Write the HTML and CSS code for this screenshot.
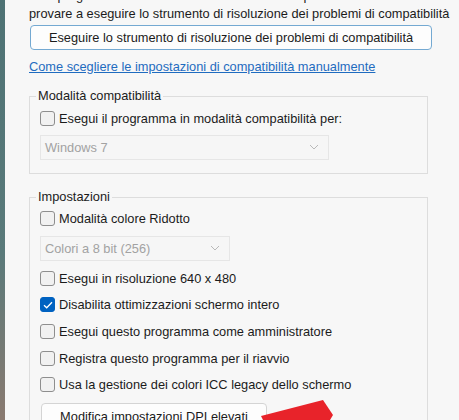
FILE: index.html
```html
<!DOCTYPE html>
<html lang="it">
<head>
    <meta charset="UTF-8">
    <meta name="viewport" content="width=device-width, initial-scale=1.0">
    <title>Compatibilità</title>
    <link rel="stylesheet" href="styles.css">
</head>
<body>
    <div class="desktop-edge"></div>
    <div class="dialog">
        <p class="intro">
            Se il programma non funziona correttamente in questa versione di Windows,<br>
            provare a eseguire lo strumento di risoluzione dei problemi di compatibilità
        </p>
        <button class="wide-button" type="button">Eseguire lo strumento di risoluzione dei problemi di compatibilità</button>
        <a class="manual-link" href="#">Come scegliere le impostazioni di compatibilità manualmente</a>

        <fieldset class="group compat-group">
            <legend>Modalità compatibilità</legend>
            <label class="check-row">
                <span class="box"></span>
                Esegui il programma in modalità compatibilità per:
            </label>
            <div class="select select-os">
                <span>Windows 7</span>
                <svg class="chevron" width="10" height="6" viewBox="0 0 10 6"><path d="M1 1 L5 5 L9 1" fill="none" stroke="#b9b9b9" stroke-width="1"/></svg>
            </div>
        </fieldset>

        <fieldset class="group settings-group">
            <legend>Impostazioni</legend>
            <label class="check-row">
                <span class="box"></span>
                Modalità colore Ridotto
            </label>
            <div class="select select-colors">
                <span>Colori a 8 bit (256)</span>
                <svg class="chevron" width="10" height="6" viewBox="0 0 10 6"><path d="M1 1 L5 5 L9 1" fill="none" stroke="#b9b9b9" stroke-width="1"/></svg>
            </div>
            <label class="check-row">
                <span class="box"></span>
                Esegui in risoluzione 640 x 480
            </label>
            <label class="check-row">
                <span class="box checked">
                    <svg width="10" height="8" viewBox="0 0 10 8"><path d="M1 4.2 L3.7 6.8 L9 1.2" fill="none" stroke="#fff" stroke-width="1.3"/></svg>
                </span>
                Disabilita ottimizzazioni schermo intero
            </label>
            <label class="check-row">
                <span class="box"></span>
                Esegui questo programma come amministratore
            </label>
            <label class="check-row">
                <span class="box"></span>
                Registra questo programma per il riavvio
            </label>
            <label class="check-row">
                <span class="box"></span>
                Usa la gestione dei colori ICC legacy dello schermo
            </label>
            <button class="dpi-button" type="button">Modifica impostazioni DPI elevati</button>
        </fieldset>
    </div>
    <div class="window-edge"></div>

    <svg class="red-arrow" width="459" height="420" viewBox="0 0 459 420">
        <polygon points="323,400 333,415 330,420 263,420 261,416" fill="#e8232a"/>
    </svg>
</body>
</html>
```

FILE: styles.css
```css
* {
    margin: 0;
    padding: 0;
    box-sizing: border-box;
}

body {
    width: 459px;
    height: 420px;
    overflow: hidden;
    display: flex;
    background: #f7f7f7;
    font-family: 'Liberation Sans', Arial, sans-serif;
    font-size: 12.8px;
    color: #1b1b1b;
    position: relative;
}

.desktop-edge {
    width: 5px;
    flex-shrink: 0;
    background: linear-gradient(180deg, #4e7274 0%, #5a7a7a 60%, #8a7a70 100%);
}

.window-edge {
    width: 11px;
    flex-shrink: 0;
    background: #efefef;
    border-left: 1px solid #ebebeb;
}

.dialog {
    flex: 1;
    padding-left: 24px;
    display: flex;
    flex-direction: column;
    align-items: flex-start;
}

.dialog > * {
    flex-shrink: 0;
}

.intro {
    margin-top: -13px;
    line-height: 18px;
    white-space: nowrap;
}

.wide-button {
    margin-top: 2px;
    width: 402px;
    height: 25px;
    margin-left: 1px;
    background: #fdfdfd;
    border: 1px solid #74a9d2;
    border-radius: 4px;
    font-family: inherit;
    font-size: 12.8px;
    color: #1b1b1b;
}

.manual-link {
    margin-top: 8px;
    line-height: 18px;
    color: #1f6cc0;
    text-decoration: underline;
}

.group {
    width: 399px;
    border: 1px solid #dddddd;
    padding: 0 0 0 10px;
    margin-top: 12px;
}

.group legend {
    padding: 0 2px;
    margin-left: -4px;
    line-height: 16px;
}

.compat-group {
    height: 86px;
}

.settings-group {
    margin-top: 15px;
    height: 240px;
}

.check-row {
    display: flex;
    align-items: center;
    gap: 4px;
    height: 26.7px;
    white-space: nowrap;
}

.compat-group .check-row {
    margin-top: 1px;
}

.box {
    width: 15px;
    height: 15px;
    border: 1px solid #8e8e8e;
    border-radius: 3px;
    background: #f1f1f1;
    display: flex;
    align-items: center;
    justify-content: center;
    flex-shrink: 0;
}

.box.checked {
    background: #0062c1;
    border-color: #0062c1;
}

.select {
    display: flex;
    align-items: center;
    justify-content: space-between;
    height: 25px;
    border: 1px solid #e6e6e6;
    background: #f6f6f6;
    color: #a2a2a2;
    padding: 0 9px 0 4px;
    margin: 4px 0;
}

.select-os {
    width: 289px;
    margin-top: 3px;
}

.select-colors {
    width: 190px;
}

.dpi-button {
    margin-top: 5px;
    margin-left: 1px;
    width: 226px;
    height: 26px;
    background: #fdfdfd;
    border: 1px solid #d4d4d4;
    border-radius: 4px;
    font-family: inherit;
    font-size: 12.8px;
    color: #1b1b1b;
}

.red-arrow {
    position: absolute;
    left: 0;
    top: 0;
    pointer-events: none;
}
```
-*-
=== Objective ===
Copy the listing exactly. Any image in it stays out of the copy.

=== Answer ===
Write the HTML and CSS code for this screenshot.
FILE: index.html
```html
<!DOCTYPE html>
<html lang="it">
<head>
    <meta charset="UTF-8">
    <meta name="viewport" content="width=device-width, initial-scale=1.0">
    <title>Compatibilità</title>
    <link rel="stylesheet" href="styles.css">
</head>
<body>
    <div class="desktop-edge"></div>
    <div class="dialog">
        <p class="intro">
            Se il programma non funziona correttamente in questa versione di Windows,<br>
            provare a eseguire lo strumento di risoluzione dei problemi di compatibilità
        </p>
        <button class="wide-button" type="button">Eseguire lo strumento di risoluzione dei problemi di compatibilità</button>
        <a class="manual-link" href="#">Come scegliere le impostazioni di compatibilità manualmente</a>

        <fieldset class="group compat-group">
            <legend>Modalità compatibilità</legend>
            <label class="check-row">
                <span class="box"></span>
                Esegui il programma in modalità compatibilità per:
            </label>
            <div class="select select-os">
                <span>Windows 7</span>
                <svg class="chevron" width="10" height="6" viewBox="0 0 10 6"><path d="M1 1 L5 5 L9 1" fill="none" stroke="#b9b9b9" stroke-width="1"/></svg>
            </div>
        </fieldset>

        <fieldset class="group settings-group">
            <legend>Impostazioni</legend>
            <label class="check-row">
                <span class="box"></span>
                Modalità colore Ridotto
            </label>
            <div class="select select-colors">
                <span>Colori a 8 bit (256)</span>
                <svg class="chevron" width="10" height="6" viewBox="0 0 10 6"><path d="M1 1 L5 5 L9 1" fill="none" stroke="#b9b9b9" stroke-width="1"/></svg>
            </div>
            <label class="check-row">
                <span class="box"></span>
                Esegui in risoluzione 640 x 480
            </label>
            <label class="check-row">
                <span class="box checked">
                    <svg width="10" height="8" viewBox="0 0 10 8"><path d="M1 4.2 L3.7 6.8 L9 1.2" fill="none" stroke="#fff" stroke-width="1.3"/></svg>
                </span>
                Disabilita ottimizzazioni schermo intero
            </label>
            <label class="check-row">
                <span class="box"></span>
                Esegui questo programma come amministratore
            </label>
            <label class="check-row">
                <span class="box"></span>
                Registra questo programma per il riavvio
            </label>
            <label class="check-row">
                <span class="box"></span>
                Usa la gestione dei colori ICC legacy dello schermo
            </label>
            <button class="dpi-button" type="button">Modifica impostazioni DPI elevati</button>
        </fieldset>
    </div>
    <div class="window-edge"></div>

    <svg class="red-arrow" width="459" height="420" viewBox="0 0 459 420">
        <polygon points="323,400 333,415 330,420 263,420 261,416" fill="#e8232a"/>
    </svg>
</body>
</html>
```

FILE: styles.css
```css
* {
    margin: 0;
    padding: 0;
    box-sizing: border-box;
}

body {
    width: 459px;
    height: 420px;
    overflow: hidden;
    display: flex;
    background: #f7f7f7;
    font-family: 'Liberation Sans', Arial, sans-serif;
    font-size: 12.8px;
    color: #1b1b1b;
    position: relative;
}

.desktop-edge {
    width: 5px;
    flex-shrink: 0;
    background: linear-gradient(180deg, #4e7274 0%, #5a7a7a 60%, #8a7a70 100%);
}

.window-edge {
    width: 11px;
    flex-shrink: 0;
    background: #efefef;
    border-left: 1px solid #ebebeb;
}

.dialog {
    flex: 1;
    padding-left: 24px;
    display: flex;
    flex-direction: column;
    align-items: flex-start;
}

.dialog > * {
    flex-shrink: 0;
}

.intro {
    margin-top: -13px;
    line-height: 18px;
    white-space: nowrap;
}

.wide-button {
    margin-top: 2px;
    width: 402px;
    height: 25px;
    margin-left: 1px;
    background: #fdfdfd;
    border: 1px solid #74a9d2;
    border-radius: 4px;
    font-family: inherit;
    font-size: 12.8px;
    color: #1b1b1b;
}

.manual-link {
    margin-top: 8px;
    line-height: 18px;
    color: #1f6cc0;
    text-decoration: underline;
}

.group {
    width: 399px;
    border: 1px solid #dddddd;
    padding: 0 0 0 10px;
    margin-top: 12px;
}

.group legend {
    padding: 0 2px;
    margin-left: -4px;
    line-height: 16px;
}

.compat-group {
    height: 86px;
}

.settings-group {
    margin-top: 15px;
    height: 240px;
}

.check-row {
    display: flex;
    align-items: center;
    gap: 4px;
    height: 26.7px;
    white-space: nowrap;
}

.compat-group .check-row {
    margin-top: 1px;
}

.box {
    width: 15px;
    height: 15px;
    border: 1px solid #8e8e8e;
    border-radius: 3px;
    background: #f1f1f1;
    display: flex;
    align-items: center;
    justify-content: center;
    flex-shrink: 0;
}

.box.checked {
    background: #0062c1;
    border-color: #0062c1;
}

.select {
    display: flex;
    align-items: center;
    justify-content: space-between;
    height: 25px;
    border: 1px solid #e6e6e6;
    background: #f6f6f6;
    color: #a2a2a2;
    padding: 0 9px 0 4px;
    margin: 4px 0;
}

.select-os {
    width: 289px;
    margin-top: 3px;
}

.select-colors {
    width: 190px;
}

.dpi-button {
    margin-top: 5px;
    margin-left: 1px;
    width: 226px;
    height: 26px;
    background: #fdfdfd;
    border: 1px solid #d4d4d4;
    border-radius: 4px;
    font-family: inherit;
    font-size: 12.8px;
    color: #1b1b1b;
}

.red-arrow {
    position: absolute;
    left: 0;
    top: 0;
    pointer-events: none;
}
```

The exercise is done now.